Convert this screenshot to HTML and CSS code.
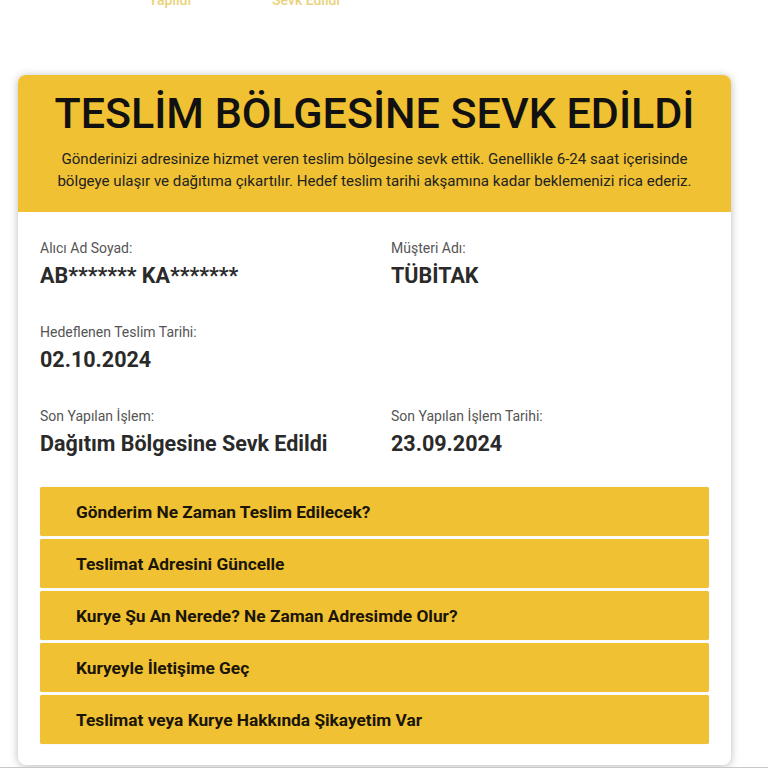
FILE: index.html
```html
<!DOCTYPE html>
<html lang="tr">
<head>
<meta charset="utf-8">
<title>Gönderi Takip</title>
<link rel="stylesheet" href="styles.css">
</head>
<body>
<div class="steps">
  <span class="step">Yapıldı</span>
  <span class="step">Sevk Edildi</span>
</div>
<div class="card">
  <div class="card-head">
    <h1 class="title">TESLİM BÖLGESİNE SEVK EDİLDİ</h1>
    <p class="desc">Gönderinizi adresinize hizmet veren teslim bölgesine sevk ettik. Genellikle 6-24 saat içerisinde<br>bölgeye ulaşır ve dağıtıma çıkartılır. Hedef teslim tarihi akşamına kadar beklemenizi rica ederiz.</p>
  </div>
  <div class="card-body">
    <div class="fields">
      <div class="field">
        <div class="label">Alıcı Ad Soyad:</div>
        <div class="value">AB******* KA*******</div>
      </div>
      <div class="field">
        <div class="label">Müşteri Adı:</div>
        <div class="value">TÜBİTAK</div>
      </div>
      <div class="field">
        <div class="label">Hedeflenen Teslim Tarihi:</div>
        <div class="value">02.10.2024</div>
      </div>
      <div class="field"></div>
      <div class="field">
        <div class="label">Son Yapılan İşlem:</div>
        <div class="value">Dağıtım Bölgesine Sevk Edildi</div>
      </div>
      <div class="field">
        <div class="label">Son Yapılan İşlem Tarihi:</div>
        <div class="value">23.09.2024</div>
      </div>
    </div>
    <div class="actions">
      <div class="action">Gönderim Ne Zaman Teslim Edilecek?</div>
      <div class="action">Teslimat Adresini Güncelle</div>
      <div class="action">Kurye Şu An Nerede? Ne Zaman Adresimde Olur?</div>
      <div class="action">Kuryeyle İletişime Geç</div>
      <div class="action">Teslimat veya Kurye Hakkında Şikayetim Var</div>
    </div>
  </div>
</div>
<div class="bottom-line"></div>
</body>
</html>
```
FILE: styles.css
```css
html, body {
  margin: 0;
  padding: 0;
  background: #ffffff;
}
body {
  font-family: Roboto, "Noto Sans", "Liberation Sans", sans-serif;
  width: 768px;
  height: 768px;
  overflow: hidden;
  position: relative;
}
.steps {
  display: flex;
  gap: 16px;
  padding-left: 110px;
  height: 75px;
  margin-top: -8px;
}
.step {
  width: 120px;
  text-align: center;
  font-size: 14px;
  line-height: 16px;
  font-weight: 500;
  color: #ead27a;
}
.card {
  margin: 8px 37px 0 18px;
  background: #ffffff;
  border-radius: 8px;
  box-shadow: 0 1px 8px rgba(0, 0, 0, 0.28);
  overflow: hidden;
}
.card-head {
  background: #f0c132;
  text-align: center;
  padding: 12px 10px 20px;
}
.title {
  margin: 0;
  font-size: 43px;
  line-height: 52px;
  font-weight: 500;
  color: #111111;
}
.desc {
  margin: 9px 0 0;
  font-size: 15.1px;
  line-height: 22px;
  color: #222222;
}
.card-body {
  padding: 26px 22px 21px;
}
.fields {
  display: grid;
  grid-template-columns: 351px 1fr;
  row-gap: 32px;
}
.label {
  font-size: 14px;
  line-height: 20px;
  color: #555555;
}
.value {
  margin-top: 4px;
  font-size: 21.5px;
  line-height: 28px;
  font-weight: 700;
  color: #2a2a2a;
}
.actions {
  margin-top: 29px;
  display: flex;
  flex-direction: column;
  gap: 3px;
}
.action {
  height: 49px;
  display: flex;
  align-items: center;
  padding-left: 36px;
  background: #f0c132;
  border-radius: 2px;
  box-shadow: 0 0 1px rgba(0, 0, 0, 0.2);
  font-size: 17.3px;
  font-weight: 700;
  color: #1a1508;
}
.bottom-line {
  position: absolute;
  left: 0;
  right: 0;
  bottom: 0;
  height: 1px;
  background: #c8c8c8;
}
```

════════════════

Given instruction. Leave the pictures out and output the rest of the listing exactly.

Answer to this exercise.
Convert this screenshot to HTML and CSS code.
FILE: index.html
```html
<!DOCTYPE html>
<html lang="tr">
<head>
<meta charset="utf-8">
<title>Gönderi Takip</title>
<link rel="stylesheet" href="styles.css">
</head>
<body>
<div class="steps">
  <span class="step">Yapıldı</span>
  <span class="step">Sevk Edildi</span>
</div>
<div class="card">
  <div class="card-head">
    <h1 class="title">TESLİM BÖLGESİNE SEVK EDİLDİ</h1>
    <p class="desc">Gönderinizi adresinize hizmet veren teslim bölgesine sevk ettik. Genellikle 6-24 saat içerisinde<br>bölgeye ulaşır ve dağıtıma çıkartılır. Hedef teslim tarihi akşamına kadar beklemenizi rica ederiz.</p>
  </div>
  <div class="card-body">
    <div class="fields">
      <div class="field">
        <div class="label">Alıcı Ad Soyad:</div>
        <div class="value">AB******* KA*******</div>
      </div>
      <div class="field">
        <div class="label">Müşteri Adı:</div>
        <div class="value">TÜBİTAK</div>
      </div>
      <div class="field">
        <div class="label">Hedeflenen Teslim Tarihi:</div>
        <div class="value">02.10.2024</div>
      </div>
      <div class="field"></div>
      <div class="field">
        <div class="label">Son Yapılan İşlem:</div>
        <div class="value">Dağıtım Bölgesine Sevk Edildi</div>
      </div>
      <div class="field">
        <div class="label">Son Yapılan İşlem Tarihi:</div>
        <div class="value">23.09.2024</div>
      </div>
    </div>
    <div class="actions">
      <div class="action">Gönderim Ne Zaman Teslim Edilecek?</div>
      <div class="action">Teslimat Adresini Güncelle</div>
      <div class="action">Kurye Şu An Nerede? Ne Zaman Adresimde Olur?</div>
      <div class="action">Kuryeyle İletişime Geç</div>
      <div class="action">Teslimat veya Kurye Hakkında Şikayetim Var</div>
    </div>
  </div>
</div>
<div class="bottom-line"></div>
</body>
</html>
```
FILE: styles.css
```css
html, body {
  margin: 0;
  padding: 0;
  background: #ffffff;
}
body {
  font-family: Roboto, "Noto Sans", "Liberation Sans", sans-serif;
  width: 768px;
  height: 768px;
  overflow: hidden;
  position: relative;
}
.steps {
  display: flex;
  gap: 16px;
  padding-left: 110px;
  height: 75px;
  margin-top: -8px;
}
.step {
  width: 120px;
  text-align: center;
  font-size: 14px;
  line-height: 16px;
  font-weight: 500;
  color: #ead27a;
}
.card {
  margin: 8px 37px 0 18px;
  background: #ffffff;
  border-radius: 8px;
  box-shadow: 0 1px 8px rgba(0, 0, 0, 0.28);
  overflow: hidden;
}
.card-head {
  background: #f0c132;
  text-align: center;
  padding: 12px 10px 20px;
}
.title {
  margin: 0;
  font-size: 43px;
  line-height: 52px;
  font-weight: 500;
  color: #111111;
}
.desc {
  margin: 9px 0 0;
  font-size: 15.1px;
  line-height: 22px;
  color: #222222;
}
.card-body {
  padding: 26px 22px 21px;
}
.fields {
  display: grid;
  grid-template-columns: 351px 1fr;
  row-gap: 32px;
}
.label {
  font-size: 14px;
  line-height: 20px;
  color: #555555;
}
.value {
  margin-top: 4px;
  font-size: 21.5px;
  line-height: 28px;
  font-weight: 700;
  color: #2a2a2a;
}
.actions {
  margin-top: 29px;
  display: flex;
  flex-direction: column;
  gap: 3px;
}
.action {
  height: 49px;
  display: flex;
  align-items: center;
  padding-left: 36px;
  background: #f0c132;
  border-radius: 2px;
  box-shadow: 0 0 1px rgba(0, 0, 0, 0.2);
  font-size: 17.3px;
  font-weight: 700;
  color: #1a1508;
}
.bottom-line {
  position: absolute;
  left: 0;
  right: 0;
  bottom: 0;
  height: 1px;
  background: #c8c8c8;
}
```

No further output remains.